Alors, oui, on va sous la douche, même si elle est froide. Non, on ne fait pas pipi dans l’eau même si personne ne le voit. Oui, on met un bonnet de bain, même si c’est moche. Non, on ne peut pas faire le kéké avec ce caleçon à fleurs, même s’il est propre, il faut mettre un maillot, non, on ne court pas autour du bassin etc… Je me dis que ça va être difficile de leur expliquer, à tes gamins, que toi, au nom de ton rigorisme politico-religieux tu as exigé de t’affranchir des règles communes. Que tu as fait pression, avec tes copines, jusqu’à faire évacuer les bassins les années précédentes, jusqu’à ce qu’on cède à tes caprices. « Les règles c’est pour tout le monde, sauf pour nous ». C’est un message étonnant que tu envoies à tes enfants. Et c’est un message dérangeant que recevront les miens  :  Chaque partie du corps d’une femme, du coude au genou, en passant par le ventre, est potentiellement un objet de tentation et d’excitation sexuelle et il est normal qu’elle doive le couvrir en entier, même pour nager. 

Je te vois venir… tu vas me parler de liberté et de discrimination. Tu vas me citer Rosa Parks… Pardon, mais Rosa Parks était empêchée de monter dans un bus à cause de sa couleur de peau. Soit un prétexte scandaleux sur lequel elle ne pouvait pas agir. Toi, tu n’as jamais été « discriminée », il t’était juste demandé, comme à tous les usagers de respecter le règlement. Personne ne contrôle les origines, les opinions politiques ou la religion des gens à l’entrée des piscines municipales et c’est heureux. 

Après, tu vas peut-être aussi me sortir des photos de nos arrières grand-mères qui se baignaient avec d’étranges tenues. Sous mes lunettes de natation, je lèverai les yeux au ciel : C’était en 1900 ! Au début du siècle. Les femmes n’avaient même pas le droit de vote ! 

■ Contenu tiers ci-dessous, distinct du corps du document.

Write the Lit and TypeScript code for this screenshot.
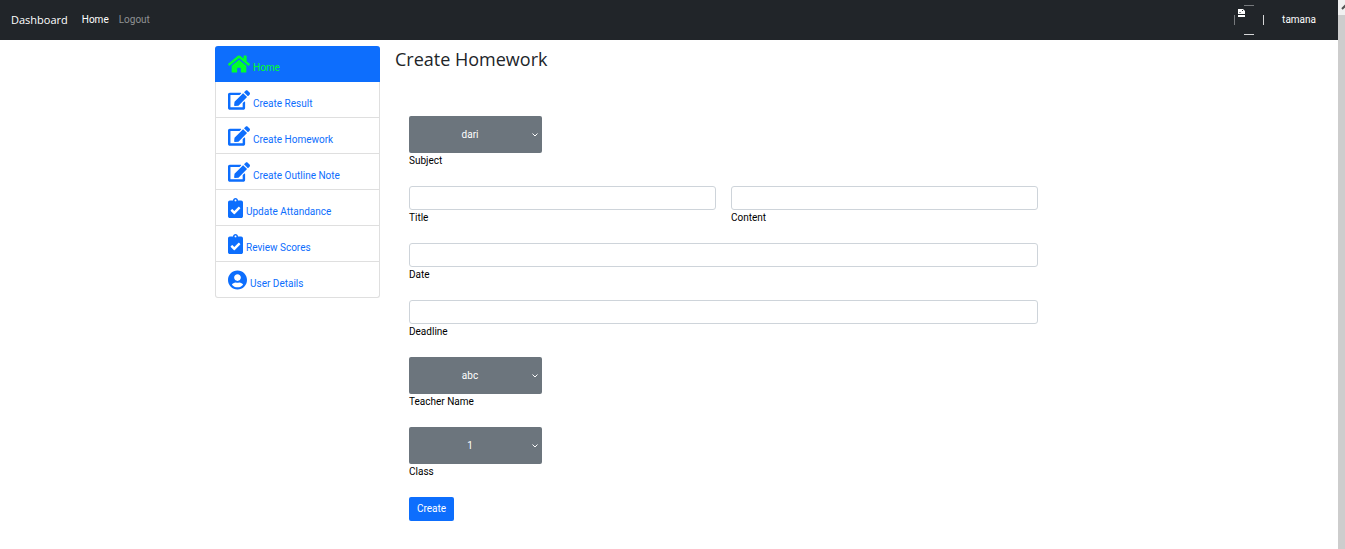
import { LitElement, html, css, svg } from "lit";
import { customElement } from "lit/decorators.js";

const ICONS = {
  home: {
    width: 22,
    box: "0 0 576 512",
    path: "M280.37 148.26L96 300.11V464a16 16 0 0 0 16 16l112.06-.29a16 16 0 0 0 15.92-16V368a16 16 0 0 1 16-16h64a16 16 0 0 1 16 16v95.64a16 16 0 0 0 16 16.05L464 480a16 16 0 0 0 16-16V300L295.67 148.26a12.19 12.19 0 0 0-15.3 0zM571.6 251.47L488 182.56V44.05a12 12 0 0 0-12-12h-56a12 12 0 0 0-12 12v72.61L318.47 43a48 48 0 0 0-61 0L4.34 251.47a12 12 0 0 0-1.6 16.9l25.5 31A12 12 0 0 0 45.15 301l235.22-193.74a12.19 12.19 0 0 1 15.3 0L530.9 301a12 12 0 0 0 16.9-1.6l25.5-31a12 12 0 0 0-1.7-16.93z",
  },
  edit: {
    width: 22,
    box: "0 0 576 512",
    path: "M402.6 83.2l90.2 90.2c3.8 3.8 3.8 10 0 13.8L274.4 405.6l-92.8 10.3c-12.4 1.4-22.9-9.1-21.5-21.5l10.3-92.8L388.8 83.2c3.8-3.8 10-3.8 13.8 0zm162-22.9l-48.8-48.8c-15.2-15.2-39.9-15.2-55.2 0l-35.4 35.4c-3.8 3.8-3.8 10 0 13.8l90.2 90.2c3.8 3.8 10 3.8 13.8 0l35.4-35.4c15.2-15.3 15.2-40 0-55.2zM384 346.2V448H64V128h229.8c3.2 0 6.2-1.3 8.5-3.5l40-40c7.6-7.6 2.2-20.5-8.5-20.5H48C21.5 64 0 85.5 0 112v352c0 26.5 21.5 48 48 48h352c26.5 0 48-21.5 48-48V306.2c0-10.7-12.9-16-20.5-8.5l-40 40c-2.200 2.300-3.500 5.300-3.500 8.500z",
  },
  clipboard: {
    width: 15,
    box: "0 0 384 512",
    path: "M336 64h-80c0-35.300-28.700-64-64-64s-64 28.700-64 64H48C21.500 64 0 85.500 0 112v352c0 26.500 21.500 48 48 48h288c26.500 0 48-21.500 48-48V112c0-26.500-21.500-48-48-48zM192 40c13.300 0 24 10.700 24 24s-10.700 24-24 24-24-10.700-24-24 10.700-24 24-24zm121.200 231.800l-143 141.800c-4.700 4.700-12.300 4.600-17-.1l-82.600-83.300c-4.700-4.700-4.600-12.300.1-17L99.100 285c4.700-4.700 12.300-4.600 17 .1l46 46.400 106-105.200c4.700-4.700 12.300-4.600 17 .1l28.200 28.400c4.700 4.800 4.600 12.300-.1 17z",
  },
  user: {
    width: 19,
    box: "0 0 496 512",
    path: "M248 8C111 8 0 119 0 256s111 248 248 248 248-111 248-248S385 8 248 8zm0 96c48.600 0 88 39.400 88 88s-39.400 88-88 88-88-39.400-88-88 39.400-88 88-88zm0 344c-58.700 0-111.300-26.600-146.500-68.200 18.800-35.400 55.600-59.800 98.500-59.800 2.400 0 4.800.4 7.100 1.100 13 4.200 26.600 6.900 40.900 6.900 14.300 0 28-2.700 40.900-6.900 2.300-.7 4.700-1.100 7.100-1.100 42.900 0 79.700 24.400 98.500 59.800C359.300 421.400 306.700 448 248 448z",
  },
};

type IconName = keyof typeof ICONS;

const MENU: { icon: IconName; text: string; active?: boolean }[] = [
  { icon: "home", text: "Home", active: true },
  { icon: "edit", text: "Create Result" },
  { icon: "edit", text: "Create Homework" },
  { icon: "edit", text: "Create Outline Note" },
  { icon: "clipboard", text: "Update Attandance" },
  { icon: "clipboard", text: "Review Scores" },
  { icon: "user", text: "User Details" },
];

@customElement("app-root")
export class AppRoot extends LitElement {
  static styles = css`
    :host {
      display: flex;
      min-height: 100vh;
      background: #fff;
      color: #212529;
      font: 10px/16px Roboto, "Open Sans", sans-serif;
    }
    * {
      box-sizing: border-box;
    }
    a {
      text-decoration: none;
      color: inherit;
    }
    .page {
      flex: 1;
      min-width: 0;
    }
    .navbar {
      display: flex;
      align-items: center;
      height: 40px;
      padding: 0 22px 0 11px;
      background: #212529;
      color: #fff;
    }
    .brand {
      font-family: "Open Sans", sans-serif;
      font-size: 11px;
      margin-right: 14px;
    }
    .links {
      display: flex;
      flex: 1;
      gap: 10px;
    }
    .muted {
      color: #909294;
    }
    .avatar {
      width: 30px;
      height: 30px;
      margin-right: 18px;
    }
    .container {
      display: grid;
      grid-template-columns: 165px minmax(0, 1fr);
      gap: 15px;
      max-width: 908px;
      margin: 0 auto;
      padding-top: 6px;
      align-items: start;
    }
    .menu {
      border: 1px solid #dfdfdf;
      border-top: 0;
      border-radius: 3px;
      color: #0d6efd;
    }
    .item {
      display: flex;
      align-items: center;
      gap: 3px;
      height: 36px;
      padding-left: 12px;
      border-bottom: 1px solid #dfdfdf;
    }
    .item:last-child {
      height: 35px;
      border-bottom: 0;
    }
    .item.active {
      margin: 0 -1px;
      padding-left: 13px;
      border-radius: 3px 3px 0 0;
      background: #0d6efd;
      border-color: #0d6efd;
      color: #00ff2a;
    }
    .icon {
      height: 20px;
      fill: currentColor;
    }
    .item span {
      padding-top: 8px;
    }
    h1 {
      margin: 0;
      font-family: "Open Sans", sans-serif;
      font-size: 18px;
      line-height: 26px;
      font-weight: 400;
    }
    form {
      display: grid;
      grid-template-columns: 1fr 1fr;
      gap: 17px 15px;
      max-width: 657px;
      padding: 44px 14px 28px;
    }
    .field {
      display: grid;
      color: #000;
    }
    .wide {
      grid-column: 1 / -1;
    }
    .text {
      width: 100%;
      height: 24px;
      padding: 0 8px;
      border: 1px solid #ced4da;
      border-radius: 3px;
      background: #fff;
      font: inherit;
    }
    .picker {
      display: grid;
      width: 133px;
      align-items: center;
      justify-items: end;
    }
    select {
      grid-area: 1 / 1;
      appearance: none;
      width: 100%;
      height: 37px;
      padding: 0 11px 0 0;
      border: 0;
      border-radius: 2px;
      background: #6c757d;
      color: #fff;
      font: inherit;
      text-align: center;
      text-align-last: center;
    }
    .chevron {
      grid-area: 1 / 1;
      width: 6px;
      height: 4px;
      margin-right: 4px;
      fill: none;
      stroke: #fff;
      pointer-events: none;
    }
    button {
      justify-self: start;
      height: 24px;
      padding: 0 8px;
      border: 0;
      border-radius: 2px;
      background: #0d6efd;
      color: #fff;
      font: inherit;
    }
    .rail {
      width: 7px;
      background: #cdcdcd;
    }
    .cap {
      display: block;
      width: 7px;
      height: 15px;
      background: #f1f1f1;
    }
  `;

  private icon(name: IconName) {
    const { width, box, path } = ICONS[name];
    return html`<svg class="icon" width=${width} viewBox=${box} aria-hidden="true">${svg`<path d=${path} />`}</svg>`;
  }

  private picker(id: string, label: string, value: string) {
    return html`<div class="field wide">
      <div class="picker">
        <select id=${id}><option>${value}</option></select>
        <svg class="chevron" viewBox="0 0 6 4" aria-hidden="true"><path d="M.5 .5L3 3L5.500 .5" /></svg>
      </div>
      <label for=${id}>${label}</label>
    </div>`;
  }

  private text(id: string, label: string, wide = false) {
    return html`<div class="field ${wide ? "wide" : ""}">
      <input class="text" type="text" id=${id} />
      <label for=${id}>${label}</label>
    </div>`;
  }

  render() {
    return html`
      <div class="page">
        <header class="navbar">
          <a class="brand" href="#">Dashboard</a>
          <nav class="links">
            <a href="#">Home</a>
            <a class="muted" href="#">Logout</a>
          </nav>
          <svg class="avatar" viewBox="0 0 30 30" aria-hidden="true">
            <g fill="none" stroke-width="1">
              <path stroke="#777a7d" d="M10 .5H20M.5 10V20" />
              <path stroke="#d5d6d7" d="M10 29.500H20M29.500 10V20" />
            </g>
            <path fill="#fff" d="M4 4h5l2 2v3H4zM4 10h7v2H4z" />
            <path fill="#212529" d="M5 8l1-1 1 1zM8 5h1v1H8z" />
          </svg>
          <a href="#">tamana</a>
        </header>
        <div class="container">
          <nav class="menu">
            ${MENU.map(
              (m) => html`<a class="item ${m.active ? "active" : ""}" href="#">${this.icon(m.icon)}<span>${m.text}</span></a>`
            )}
          </nav>
          <main>
            <h1>Create Homework</h1>
            <form>
              ${this.picker("subject", "Subject", "dari")}
              ${this.text("title", "Title")}
              ${this.text("content", "Content")}
              ${this.text("date", "Date", true)}
              ${this.text("deadline", "Deadline", true)}
              ${this.picker("teacher", "Teacher Name", "abc")}
              ${this.picker("class", "Class", "1")}
              <button type="button">Create</button>
            </form>
          </main>
        </div>
      </div>
      <div class="rail">
        <svg class="cap" viewBox="0 0 7 15" aria-hidden="true">
          <path fill="none" stroke="#505050" stroke-width="2" d="M4 9L8 5" />
        </svg>
      </div>
    `;
  }
}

Bon, là, je te dis tout ça dans ma tête, parce que, à ce stade de ma réflexion, forcément j’aurai arrêté de te regarder pour ne pas te gêner. Je serai repartie essayer de nager ce putain de crawl sans me noyer. Ma copine se marrera. Elle me donnera des conseils et bien sûr, je n’arriverai pas à respirer au moment où je sors la tête de l’eau. Un battement sur trois …Pff… je ne suis jamais synchronisée. Toi non plus d’ailleurs, t’es pas très synchrone avec l’époque. Parce que la banalisation d’un dogme qui prône l’obligation de pudeur pour les femmes et qui considère que celles-ci doivent dissimuler la totalité de leur corps, on ne peut pas parler d’un grand  « progrès ». Les pseudos féministes qui validez cette connerie, je vous donne rdv dans quelques années, quand ces idées auront progressé au point d’être majoritaires dans certains endroits. 

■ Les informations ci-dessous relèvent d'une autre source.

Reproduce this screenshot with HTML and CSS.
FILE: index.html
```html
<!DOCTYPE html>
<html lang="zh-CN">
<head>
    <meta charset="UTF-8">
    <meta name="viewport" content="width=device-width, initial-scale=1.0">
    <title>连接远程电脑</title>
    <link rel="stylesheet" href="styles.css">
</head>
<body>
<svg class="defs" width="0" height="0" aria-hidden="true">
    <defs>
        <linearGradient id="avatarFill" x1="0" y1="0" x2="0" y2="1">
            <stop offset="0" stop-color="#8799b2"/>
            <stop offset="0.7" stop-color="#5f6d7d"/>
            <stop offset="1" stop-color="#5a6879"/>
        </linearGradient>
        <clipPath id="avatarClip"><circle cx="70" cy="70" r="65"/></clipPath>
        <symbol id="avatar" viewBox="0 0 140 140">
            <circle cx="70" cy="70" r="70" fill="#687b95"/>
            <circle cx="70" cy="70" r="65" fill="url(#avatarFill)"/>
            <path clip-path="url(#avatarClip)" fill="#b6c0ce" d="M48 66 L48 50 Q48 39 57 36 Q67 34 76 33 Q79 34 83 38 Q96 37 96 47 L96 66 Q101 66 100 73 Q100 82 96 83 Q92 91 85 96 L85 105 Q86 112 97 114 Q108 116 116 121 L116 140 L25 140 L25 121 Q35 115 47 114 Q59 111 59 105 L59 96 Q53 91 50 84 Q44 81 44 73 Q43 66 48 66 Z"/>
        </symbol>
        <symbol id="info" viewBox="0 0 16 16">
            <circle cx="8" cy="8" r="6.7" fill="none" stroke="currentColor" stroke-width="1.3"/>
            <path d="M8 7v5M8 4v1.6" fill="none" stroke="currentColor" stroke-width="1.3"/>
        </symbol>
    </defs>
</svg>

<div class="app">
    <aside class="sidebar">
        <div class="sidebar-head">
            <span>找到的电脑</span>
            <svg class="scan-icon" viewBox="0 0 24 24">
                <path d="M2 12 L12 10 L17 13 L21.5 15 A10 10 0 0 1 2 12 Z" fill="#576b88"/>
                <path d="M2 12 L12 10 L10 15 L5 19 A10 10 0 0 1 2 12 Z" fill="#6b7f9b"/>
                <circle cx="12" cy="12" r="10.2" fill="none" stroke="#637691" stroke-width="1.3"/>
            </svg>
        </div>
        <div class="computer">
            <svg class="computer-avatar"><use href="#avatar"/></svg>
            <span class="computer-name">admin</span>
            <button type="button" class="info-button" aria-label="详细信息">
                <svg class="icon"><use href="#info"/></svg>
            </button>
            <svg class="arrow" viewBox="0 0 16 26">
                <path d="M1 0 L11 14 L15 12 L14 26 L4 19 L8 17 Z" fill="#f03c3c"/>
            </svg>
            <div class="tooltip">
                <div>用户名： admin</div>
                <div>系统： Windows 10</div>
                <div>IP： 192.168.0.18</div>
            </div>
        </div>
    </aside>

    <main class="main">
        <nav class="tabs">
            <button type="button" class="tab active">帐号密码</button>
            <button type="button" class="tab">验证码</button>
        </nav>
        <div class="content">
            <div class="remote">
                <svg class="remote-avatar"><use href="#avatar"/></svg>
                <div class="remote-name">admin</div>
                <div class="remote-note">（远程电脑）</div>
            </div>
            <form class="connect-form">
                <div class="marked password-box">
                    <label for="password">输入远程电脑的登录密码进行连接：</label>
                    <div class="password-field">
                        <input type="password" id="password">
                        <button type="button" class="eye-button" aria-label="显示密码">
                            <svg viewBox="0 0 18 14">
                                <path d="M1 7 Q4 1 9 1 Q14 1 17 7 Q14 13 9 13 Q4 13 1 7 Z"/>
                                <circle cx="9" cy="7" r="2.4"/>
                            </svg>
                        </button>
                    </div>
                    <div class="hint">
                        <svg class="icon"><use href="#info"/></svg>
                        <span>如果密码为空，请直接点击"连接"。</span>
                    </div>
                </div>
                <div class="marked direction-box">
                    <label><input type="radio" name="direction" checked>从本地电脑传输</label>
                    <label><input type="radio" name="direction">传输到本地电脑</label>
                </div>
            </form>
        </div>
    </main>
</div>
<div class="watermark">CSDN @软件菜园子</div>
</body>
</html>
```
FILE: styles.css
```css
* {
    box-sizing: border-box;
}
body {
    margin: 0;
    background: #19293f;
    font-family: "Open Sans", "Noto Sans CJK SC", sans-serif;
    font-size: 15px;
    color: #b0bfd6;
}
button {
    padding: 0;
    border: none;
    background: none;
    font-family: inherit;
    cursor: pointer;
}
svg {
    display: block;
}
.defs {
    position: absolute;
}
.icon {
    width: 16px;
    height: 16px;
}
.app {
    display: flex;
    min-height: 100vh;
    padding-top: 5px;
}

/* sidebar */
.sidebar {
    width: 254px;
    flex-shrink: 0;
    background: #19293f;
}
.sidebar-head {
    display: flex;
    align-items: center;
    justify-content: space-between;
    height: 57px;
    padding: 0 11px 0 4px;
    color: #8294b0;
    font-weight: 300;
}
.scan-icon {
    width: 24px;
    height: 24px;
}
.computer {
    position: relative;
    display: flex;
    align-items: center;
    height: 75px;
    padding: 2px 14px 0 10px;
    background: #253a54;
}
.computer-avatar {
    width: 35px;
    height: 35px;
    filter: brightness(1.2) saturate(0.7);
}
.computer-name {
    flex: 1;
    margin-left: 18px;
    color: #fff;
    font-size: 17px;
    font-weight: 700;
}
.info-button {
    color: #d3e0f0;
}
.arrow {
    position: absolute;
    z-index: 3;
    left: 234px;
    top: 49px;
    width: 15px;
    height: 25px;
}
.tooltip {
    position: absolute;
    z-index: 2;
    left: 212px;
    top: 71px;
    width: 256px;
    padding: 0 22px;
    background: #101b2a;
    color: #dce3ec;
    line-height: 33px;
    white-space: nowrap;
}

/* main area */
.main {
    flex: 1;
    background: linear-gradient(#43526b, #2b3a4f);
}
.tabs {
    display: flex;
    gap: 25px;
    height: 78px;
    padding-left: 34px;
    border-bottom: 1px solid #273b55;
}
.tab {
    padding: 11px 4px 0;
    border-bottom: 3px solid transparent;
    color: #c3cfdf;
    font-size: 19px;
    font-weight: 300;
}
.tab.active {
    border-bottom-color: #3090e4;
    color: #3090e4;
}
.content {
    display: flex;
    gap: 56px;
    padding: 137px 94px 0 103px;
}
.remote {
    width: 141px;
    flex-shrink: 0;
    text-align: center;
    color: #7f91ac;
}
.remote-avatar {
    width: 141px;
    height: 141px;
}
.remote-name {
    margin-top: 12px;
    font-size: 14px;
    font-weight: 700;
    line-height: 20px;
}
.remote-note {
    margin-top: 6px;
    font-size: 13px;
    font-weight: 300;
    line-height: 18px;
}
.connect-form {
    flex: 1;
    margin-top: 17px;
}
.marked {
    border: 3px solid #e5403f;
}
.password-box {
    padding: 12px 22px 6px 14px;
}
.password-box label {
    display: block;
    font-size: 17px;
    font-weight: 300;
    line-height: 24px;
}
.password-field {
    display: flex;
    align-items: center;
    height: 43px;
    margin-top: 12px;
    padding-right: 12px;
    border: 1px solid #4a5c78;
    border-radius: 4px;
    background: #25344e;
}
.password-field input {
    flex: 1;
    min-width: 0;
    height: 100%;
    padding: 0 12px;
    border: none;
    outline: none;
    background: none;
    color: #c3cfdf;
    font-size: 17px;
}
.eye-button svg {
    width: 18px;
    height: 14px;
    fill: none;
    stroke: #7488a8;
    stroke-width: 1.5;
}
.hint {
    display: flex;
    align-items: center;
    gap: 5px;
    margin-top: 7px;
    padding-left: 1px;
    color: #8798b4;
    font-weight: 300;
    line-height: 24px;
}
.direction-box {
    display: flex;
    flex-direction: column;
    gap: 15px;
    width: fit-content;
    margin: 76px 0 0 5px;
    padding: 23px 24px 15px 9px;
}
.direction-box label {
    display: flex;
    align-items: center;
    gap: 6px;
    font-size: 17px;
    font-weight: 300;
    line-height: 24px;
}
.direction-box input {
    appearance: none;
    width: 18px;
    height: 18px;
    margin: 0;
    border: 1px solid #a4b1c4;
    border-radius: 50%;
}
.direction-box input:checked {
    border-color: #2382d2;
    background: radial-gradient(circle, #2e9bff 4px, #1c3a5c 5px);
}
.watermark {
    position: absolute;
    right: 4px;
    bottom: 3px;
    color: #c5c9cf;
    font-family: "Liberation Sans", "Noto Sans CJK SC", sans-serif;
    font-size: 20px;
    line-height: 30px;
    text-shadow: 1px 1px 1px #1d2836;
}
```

Cette fois-ci, pas question de détourner les regards : c’est dans les yeux qu’il faudra fixer celles qui n’oseront plus se mettre en maillot de peur d’être considérées comme « impudiques ». C’est les yeux dans les yeux qu’il faudra leur expliquer que vous les avez abandonnées, au nom d’une prétendue tolérance et “inclusivité “.  J’extrapole ? Je fantasme ? Qu’est ce qui se passe quand une idéologie minoritaire se développe petit à petit jusqu’à devenir une nouvelle norme  ? Chère nouvelle copine de piscine, tu peux me citer beaucoup d’endroit dans le monde prônant la pudeur féminine où les « rebelles » peuvent se baigner sans risque en bikini ? 

Et puis, dis-moi, de toi à moi, depuis quand des injonctions sexistes libèrent -elles les femmes ? 

Parce que aucun homme ne devra jamais se conformer à ces préceptes répressifs. Pendant que toi, tu marines dans ta burqa de bain, ton mari promène librement son torse poilu et son gros ventre nu, sans problème. Il profite du soleil, de la douceur de la petite brise, de la fraîcheur de l’eau sur sa peau. Serein. Pas un mollet, pas un genou, pas un centimètre de peau féminine impure pour le troubler. Il est tranquille. Toi aussi. Tu as choisi librement tes chaînes. C’est le moment de relire « la servitude volontaire » de La Boétie. Ce n’est pas une lecture de vacances ou de plage. Mais c’est une lecture d’actualité. 

Alors d’avance, pardon, nouvelle copine de piscine, si je te contemple avec un peu d’insistance et de tristesse. Ce n’est pas toi que je fixe. 

C’est ma liberté et celle de nos filles que je regarde prendre l’eau, petit à petit.